The plot on the left shows the evolution of $d_{TV}(p,q^{(k)})$ with $k$, and the plot
on the right illustrates the logarithm of $d_{TV}(p,q^{(k)})$. Interestingly, the dots
in the second plot roughly form a straight line in the early stage, which indicates that
the TV distance between Gibbs samples and the true density almost decays **exponentially**.
The distance stays around a constant close to zero when $k$ is greater than 25. This is
because $q^{(k)}(x)$ is estimated from a random sample, and hence there exists a random
error that is associated with the sample size and does not disappear as $k$ increases.

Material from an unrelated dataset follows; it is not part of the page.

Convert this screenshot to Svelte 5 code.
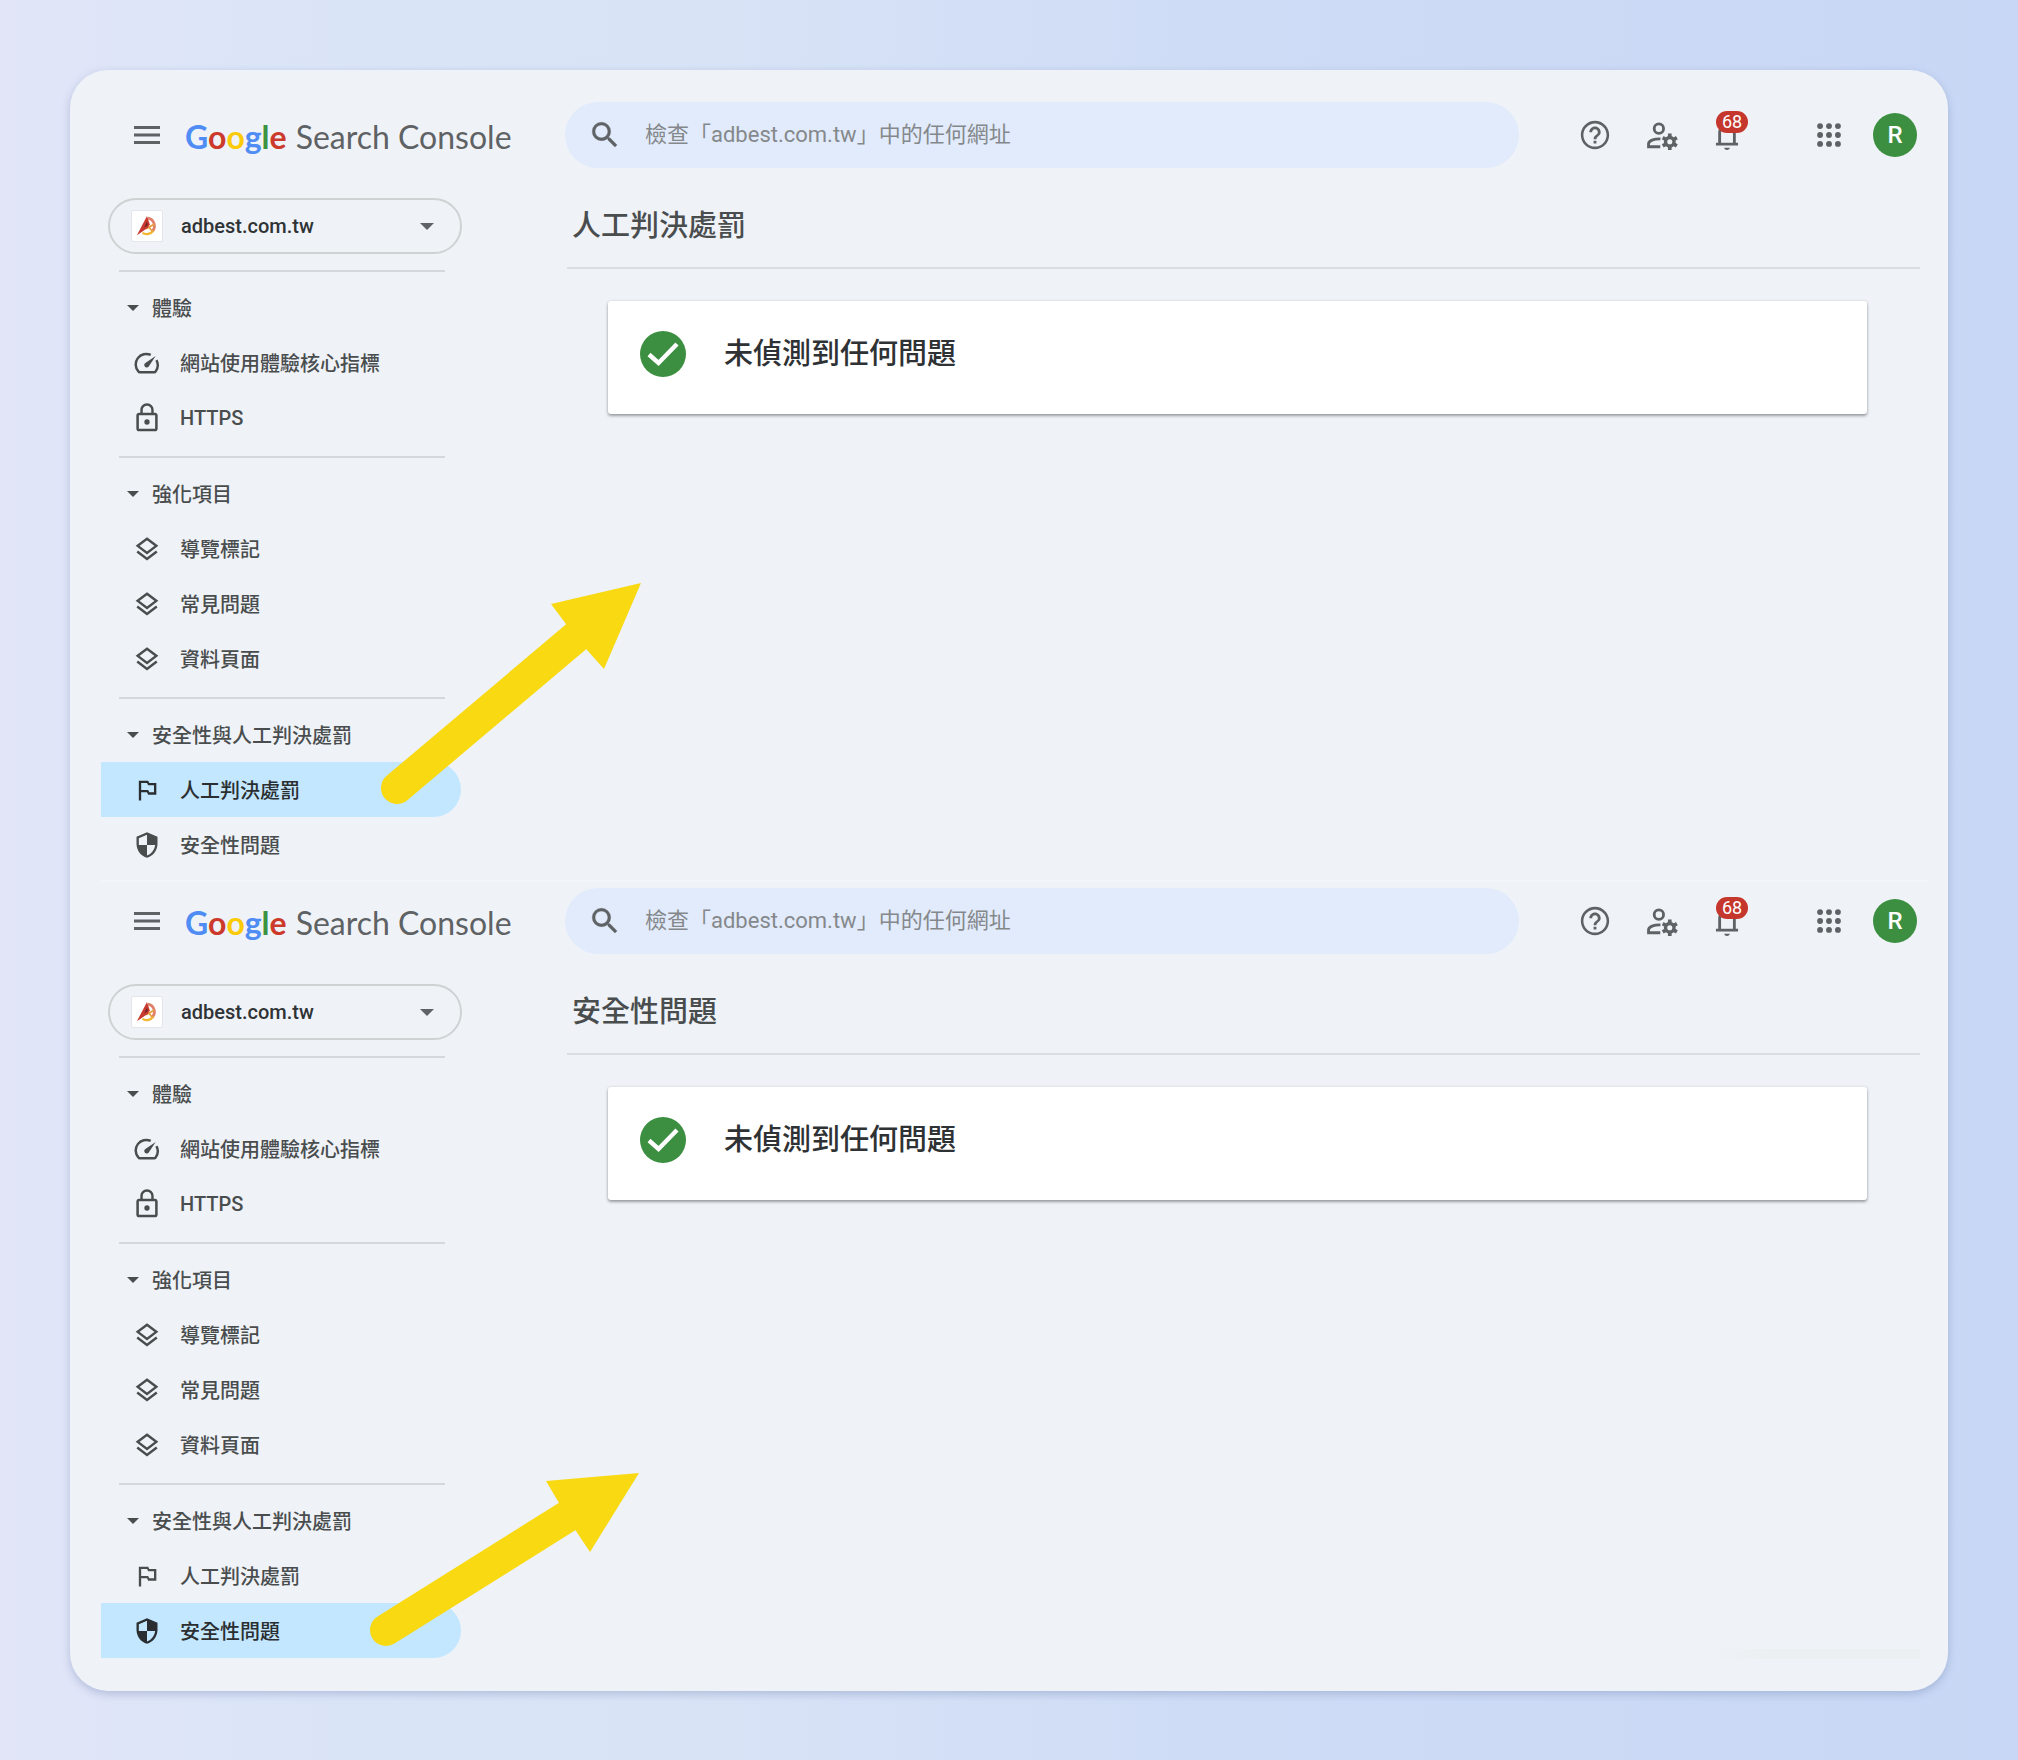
<script>
  const groups = [
    { title: '體驗', items: [
      { label: '網站使用體驗核心指標', icon: 'speed' },
      { label: 'HTTPS', icon: 'lock' },
    ] },
    { title: '強化項目', items: [
      { label: '導覽標記', icon: 'layers' },
      { label: '常見問題', icon: 'layers' },
      { label: '資料頁面', icon: 'layers' },
    ] },
    { title: '安全性與人工判決處罰', items: [
      { label: '人工判決處罰', icon: 'flag' },
      { label: '安全性問題', icon: 'shield' },
    ] },
  ];

  const panels = [
    { id: 'manual', page: '人工判決處罰', line: 'M26 214L206 62', head: '270,9 180,30 195,50 216,76 233,95' },
    { id: 'security', page: '安全性問題', line: 'M15 268L197 154', head: '268,111 175,119 188,141 205,169 219,190' },
  ];

  const logo = [['G', 'blue'], ['o', 'red'], ['o', 'yellow'], ['g', 'blue'], ['l', 'green'], ['e', 'red']];
  const dots = [5, 12, 19];
</script>

{#snippet navIcon(name)}
  {#if name === 'speed'}
    <svg class="i28" viewBox="0 0 24 24" aria-hidden="true">
      <path d="M15.200 4.500A9 9 0 0 0 4.600 18.600Q5 19.400 6 19.400H18Q19 19.400 19.400 18.600A9 9 0 0 0 20.100 9" transform="translate(0 .6)" fill="none" stroke="currentColor" stroke-width="2.100" />
      <path d="M19.400 6L10.600 12a2.100 2.100 0 1 0 2.900 2.900z" fill="currentColor" />
    </svg>
  {:else if name === 'lock'}
    <svg class="i32" viewBox="0 0 24 24" aria-hidden="true">
      <path d="M18 8h-1V6c0-2.800-2.200-5-5-5S7 3.200 7 6v2H6c-1.100 0-2 .9-2 2v10c0 1.100.9 2 2 2h12c1.100 0 2-.9 2-2V10c0-1.100-.9-2-2-2zM8.800 6c0-1.800 1.400-3.200 3.200-3.200s3.200 1.400 3.200 3.200v2H8.800V6zM18.100 20.100H5.900V9.900h12.200v10.200zM12 17a2 2 0 1 0 0-4 2 2 0 0 0 0 4z" fill="currentColor" fill-rule="evenodd" />
    </svg>
  {:else if name === 'layers'}
    <svg class="i28" viewBox="0 0 24 24" aria-hidden="true">
      <path d="M12 3.200L20 9.300L12 15.400L4 9.300zM3.600 14.200L12 20.600L20.400 14.200" fill="none" stroke="currentColor" stroke-width="2.100" />
    </svg>
  {:else if name === 'flag'}
    <svg class="i28" viewBox="0 0 24 24" aria-hidden="true">
      <path d="M14 6l-1-2H5v17h2v-7h5l1 2h7V6h-6zm4 8h-4l-1-2H7V6h5l1 2h5v6z" fill="currentColor" />
    </svg>
  {:else}
    <svg class="i28" viewBox="0 0 24 24" aria-hidden="true">
      <path d="M12 1L3 5v6c0 5.550 3.840 10.740 9 12 5.160-1.260 9-6.450 9-12V5l-9-4zm0 10.990h7c-.53 4.120-3.280 7.790-7 8.940V12H5V6.300l7-3.110v8.800z" fill="currentColor" />
    </svg>
  {/if}
{/snippet}

<div class="page">
  <div class="sheet">
    {#each panels as panel (panel.id)}
      <section class="panel">
        <header class="top">
          <div class="brand">
            <button class="plain menu" aria-label="選單">
              <svg viewBox="0 0 26 18" aria-hidden="true"><path d="M0 1.500H26M0 9H26M0 16.500H26" stroke="currentColor" stroke-width="3" /></svg>
            </button>
            <a class="logo" href="#home"><span class="google">{#each logo as [ch, tone]}<span class={tone}>{ch}</span>{/each}</span><span class="product">Search Console</span></a>
          </div>
          <label class="search">
            <svg viewBox="0 0 24 24" aria-hidden="true"><path d="M15.500 14h-.79l-.28-.27A6.470 6.470 0 0 0 16 9.500 6.500 6.500 0 1 0 9.500 16c1.610 0 3.090-.59 4.230-1.570l.27.28v.79l5 4.990L20.490 19l-4.990-5zm-6 0C7.010 14 5 11.990 5 9.500S7.010 5 9.500 5 14 7.010 14 9.500 11.990 14 9.500 14z" fill="currentColor" stroke="currentColor" stroke-width=".3" /></svg>
            <input type="text" aria-label="檢查網址" placeholder="檢查「adbest.com.tw」中的任何網址" />
          </label>
          <div class="tools">
            <button class="plain tool" aria-label="說明">
              <svg viewBox="0 0 24 24" aria-hidden="true"><path d="M11 18h2v-2h-2v2zm1-16C6.480 2 2 6.480 2 12s4.480 10 10 10 10-4.480 10-10S17.520 2 12 2zm0 18.200c-4.530 0-8.200-3.670-8.200-8.200S7.470 3.800 12 3.800s8.200 3.670 8.200 8.200-3.670 8.200-8.200 8.200zM12 6c-2.210 0-4 1.790-4 4h2c0-1.100.9-2 2-2s2 .9 2 2c0 2-3 1.750-3 5h2c0-2.250 3-2.500 3-5 0-2.210-1.790-4-4-4z" fill="currentColor" /></svg>
            </button>
            <button class="plain tool" aria-label="使用者設定">
              <svg viewBox="0 0 24 24" aria-hidden="true">
                <g fill="none" stroke="currentColor" stroke-width="2">
                  <circle cx="10.500" cy="7.500" r="3.300" />
                  <path d="M11.500 20.300H3.200V18.300C3.200 16 7 14.600 11.600 14.700" />
                  <circle cx="18.200" cy="16.800" r="3" stroke-width="2.400" />
                </g>
                <path d="M18.200 11v2.200M18.200 20.400v2.200M13.200 13.900l1.900 1.100M21.300 18.600l1.900 1.100M13.200 19.700l1.900-1.100M21.300 15l1.900-1.100" stroke="currentColor" stroke-width="2.600" />
              </svg>
            </button>
            <button class="plain tool" aria-label="通知">
              <svg viewBox="0 0 24 24" aria-hidden="true"><path d="M12 22.500c1.100 0 2-.6 2-1.500h-4c0 .9.9 1.500 2 1.500zM18.200 17.500V10.500c0-3.100-1.600-5.600-4.500-6.300V3.500h-3.400v.7C7.500 4.900 5.800 7.400 5.800 10.500v7H4.200v1.900h15.600v-1.900zM7.800 17.500V10.500C7.800 8 9.200 6 12 6s4.200 2 4.200 4.500v7z" fill="currentColor" fill-rule="evenodd" /></svg>
              <span class="badge">68</span>
            </button>
            <button class="plain tool apps" aria-label="應用程式">
              <svg viewBox="0 0 24 24" aria-hidden="true">
                {#each dots as cy}{#each dots as cx}<circle {cx} {cy} r="2.300" transform="translate(1.200 1.200) scale(.9)" fill="currentColor" />{/each}{/each}
              </svg>
            </button>
            <button class="plain tool" aria-label="帳戶"><span class="avatar">R</span></button>
          </div>
        </header>

        <div class="body">
          <aside>
            <button class="property">
              <span class="favicon">
                <svg viewBox="0 0 24 24" aria-hidden="true">
                  <path d="M13 3.500A8.500 8.500 0 0 1 17.500 18" fill="none" stroke="#e0806a" stroke-width="3" />
                  <path d="M7 19.500A9 9 0 0 0 19 17" fill="none" stroke="#f2b632" stroke-width="2.500" />
                  <path d="M11 15L20 10M13 12l5 6" stroke="#e8a040" stroke-width="2" />
                  <path d="M12 1L1 22L13 14L15 10z" fill="#c8392f" />
                  <path d="M12 7L9 14l4-3z" fill="#6d2226" />
                </svg>
              </span>
              <span class="domain">adbest.com.tw</span>
              <svg class="caret" viewBox="0 0 14 7" aria-hidden="true"><path d="M0 0H14L7 7z" fill="#5f6368" /></svg>
            </button>
            <nav>
              {#each groups as group}
                <div class="group">
                  <button class="plain heading">
                    <svg viewBox="0 0 12 6" aria-hidden="true"><path d="M0 0H12L6 6z" fill="currentColor" /></svg>
                    {group.title}
                  </button>
                  {#each group.items as item}
                    <a class="item" class:selected={item.label === panel.page} href="#{item.label}">
                      <span class="slot">{@render navIcon(item.icon)}</span>
                      {item.label}
                    </a>
                  {/each}
                </div>
              {/each}
            </nav>
          </aside>
          <main>
            <h1>{panel.page}</h1>
            <div class="status">
              <svg viewBox="0 0 46 46" aria-hidden="true">
                <circle cx="23" cy="23" r="23" fill="#3c8f40" />
                <path d="M9 23.500L18.500 32L37 13" fill="none" stroke="#fff" stroke-width="4.400" />
              </svg>
              <h2>未偵測到任何問題</h2>
            </div>
          </main>
        </div>

        <svg class="arrow" viewBox="0 0 290 300" aria-hidden="true">
          <path d={panel.line} stroke="#f8d912" stroke-width="32" stroke-linecap="round" />
          <polygon points={panel.head} fill="#f8d912" />
        </svg>
      </section>
    {/each}
  </div>
</div>

<style>
  :global(body) {
    margin: 0;
  }
  .page {
    box-sizing: border-box;
    min-height: 100vh;
    padding: 70px;
    background: linear-gradient(90deg, #e2e5f8 0%, #dce5f8 12%, #d8e3f6 35%, #cfdcf6 60%, #c8d7f5 100%);
    font-family: Roboto, "Noto Sans CJK TC", sans-serif;
    color: #4a4d4e;
  }
  .sheet {
    padding: 24px 20px 32px 31px;
    border-radius: 38px;
    background: #eff3f8;
    box-shadow: 0 3px 8px rgba(110, 130, 175, 0.4);
  }
  .panel {
    position: relative;
    padding-top: 8px;
  }
  .panel + .panel {
    margin-top: 7px;
    padding-top: 6px;
    border-top: 2px solid #f2f5fa;
  }
  .panel:last-child::after {
    content: '';
    position: absolute;
    right: 8px;
    bottom: 0;
    width: 210px;
    height: 10px;
    border-radius: 40px 0 0 0;
    background: linear-gradient(90deg, #eff3f8, #ebeff1 30%);
  }
  .plain {
    display: flex;
    align-items: center;
    padding: 0;
    border: 0;
    background: none;
    font: inherit;
    color: inherit;
  }
  svg {
    display: block;
    flex: none;
  }
  .top {
    display: flex;
    align-items: center;
    height: 66px;
    color: #5f6264;
  }
  .brand {
    box-sizing: border-box;
    display: flex;
    flex: none;
    align-items: center;
    gap: 25px;
    width: 464px;
    padding-left: 33px;
  }
  .menu svg {
    width: 26px;
    height: 18px;
  }
  .logo {
    display: flex;
    align-items: baseline;
    gap: 9px;
    padding-top: 4px;
    font-family: Lato, sans-serif;
    font-size: 32px;
    line-height: 40px;
    color: #5f6264;
    text-decoration: none;
    white-space: nowrap;
  }
  .google {
    font-weight: 700;
  }
  .blue { color: #4f8df5; }
  .red { color: #cc3a2c; }
  .yellow { color: #fbcb0a; }
  .green { color: #3c9443; }
  .search {
    display: flex;
    flex: 0 1 954px;
    align-items: center;
    gap: 23px;
    box-sizing: border-box;
    height: 66px;
    padding: 0 24px 0 23px;
    border-radius: 33px;
    background: #e1ebfb;
  }
  .search svg {
    width: 34px;
    height: 34px;
  }
  .search input {
    flex: 1;
    min-width: 0;
    padding: 0;
    border: 0;
    outline: 0;
    background: none;
    font: inherit;
    font-size: 22px;
    line-height: 32px;
  }
  .search input::placeholder {
    color: #85888b;
    opacity: 1;
  }
  .tools {
    display: flex;
    flex: none;
    margin-left: auto;
  }
  .tool {
    position: relative;
    justify-content: center;
    width: 66px;
    height: 66px;
  }
  .tool svg {
    width: 34px;
    height: 34px;
  }
  .apps {
    margin-left: 36px;
  }
  .badge {
    position: absolute;
    top: 9px;
    left: 22px;
    width: 32px;
    border-radius: 11px;
    background: #c5362c;
    color: #fff;
    font-size: 18px;
    line-height: 22px;
    text-align: center;
  }
  .avatar {
    width: 44px;
    border-radius: 50%;
    background: #3c8f40;
    color: #fff;
    font-size: 24px;
    font-weight: 500;
    line-height: 44px;
    text-align: center;
  }
  .body {
    display: flex;
    gap: 106px;
    padding-right: 8px;
  }
  aside {
    flex: none;
    width: 360px;
    padding-top: 30px;
  }
  .property {
    box-sizing: border-box;
    display: flex;
    align-items: center;
    width: 354px;
    height: 56px;
    margin: 0 0 16px 7px;
    padding: 0 26px 0 21px;
    border: 2px solid #cdd2d3;
    border-radius: 28px;
    background: none;
    font: inherit;
    color: #303336;
  }
  .favicon {
    padding: 4px;
    border: 1px solid #e3e6ea;
    border-radius: 2px;
    background: #fff;
  }
  .favicon svg {
    width: 22px;
    height: 22px;
  }
  .domain {
    flex: 1;
    padding-left: 18px;
    font-size: 20px;
    font-weight: 500;
    text-align: left;
  }
  .caret {
    width: 14px;
    height: 7px;
  }
  .group {
    position: relative;
    padding-top: 10px;
  }
  .group::before {
    content: '';
    position: absolute;
    top: 0;
    left: 18px;
    right: 16px;
    height: 2px;
    background: #d3d8db;
  }
  .group + .group {
    margin-top: 11px;
  }
  .heading,
  .item {
    box-sizing: border-box;
    width: 100%;
    height: 55px;
    font-size: 20px;
    font-weight: 500;
    white-space: nowrap;
  }
  .heading {
    gap: 13px;
    padding-left: 26px;
  }
  .heading svg {
    width: 12px;
    height: 6px;
  }
  .item {
    display: flex;
    align-items: center;
    gap: 17px;
    padding-left: 30px;
    color: inherit;
    text-decoration: none;
  }
  .slot {
    display: grid;
    place-items: center;
    width: 32px;
    height: 32px;
  }
  .i28 {
    width: 28px;
    height: 28px;
  }
  .i32 {
    width: 32px;
    height: 32px;
  }
  .selected {
    border-radius: 0 28px 28px 0;
    background: #c2e7ff;
    color: #2b2e30;
  }
  nav {
    padding-bottom: 1px;
  }
  main {
    flex: 1;
    min-width: 0;
  }
  h1,
  h2 {
    margin: 0;
    font-size: 29px;
    font-weight: 500;
    line-height: 44px;
  }
  h1 {
    padding: 36px 5px 19px;
    border-bottom: 2px solid #d9dee1;
  }
  .status {
    display: flex;
    align-items: center;
    gap: 38px;
    margin: 32px 53px 0 41px;
    padding: 30px 32px 37px;
    border-radius: 3px;
    background: #fff;
    box-shadow: 0 2px 3px rgba(60, 64, 67, 0.45), 0 0 3px rgba(60, 64, 67, 0.15);
  }
  .status svg {
    width: 46px;
    height: 46px;
  }
  h2 {
    color: #2f3234;
  }
  .arrow {
    position: absolute;
    top: 480px;
    left: 270px;
    width: 290px;
    height: 300px;
    overflow: visible;
    pointer-events: none;
  }
</style>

I would like to point out that the property that TV distance decays exponentially plays a crucial role in the analysis of MCMC methods. Formally speaking, if the TV distance between the true distribution and the distribution of MCMC samples after finite steps, $d_{TV}(p,q^{(k)})$, decays exponentially with $k$, i.e., there exists constants $C>0$ and $\rho>0$ such that

$$d_{TV}(p,q^{(k)})\le Ce^{-\rho k},$$

then we say that this MCMC algorithm is **geometric ergodic**. Geometric ergodicity
is important because it implies **fast** convergence of MCMC. In other words,
an MCMC algorithm that is geometric ergodic requires only a few iterations to
approximate the true distribution, as our previous example shows. In fact, most
of the commonly used MCMC algorithms are geometric ergodic, but to prove it
rigorously is quite technical. We may cover this point in the future.

Reference: Sean Meyn and Richard Tweedie (1993). Markov Chains and Stochastic Stability, Springer.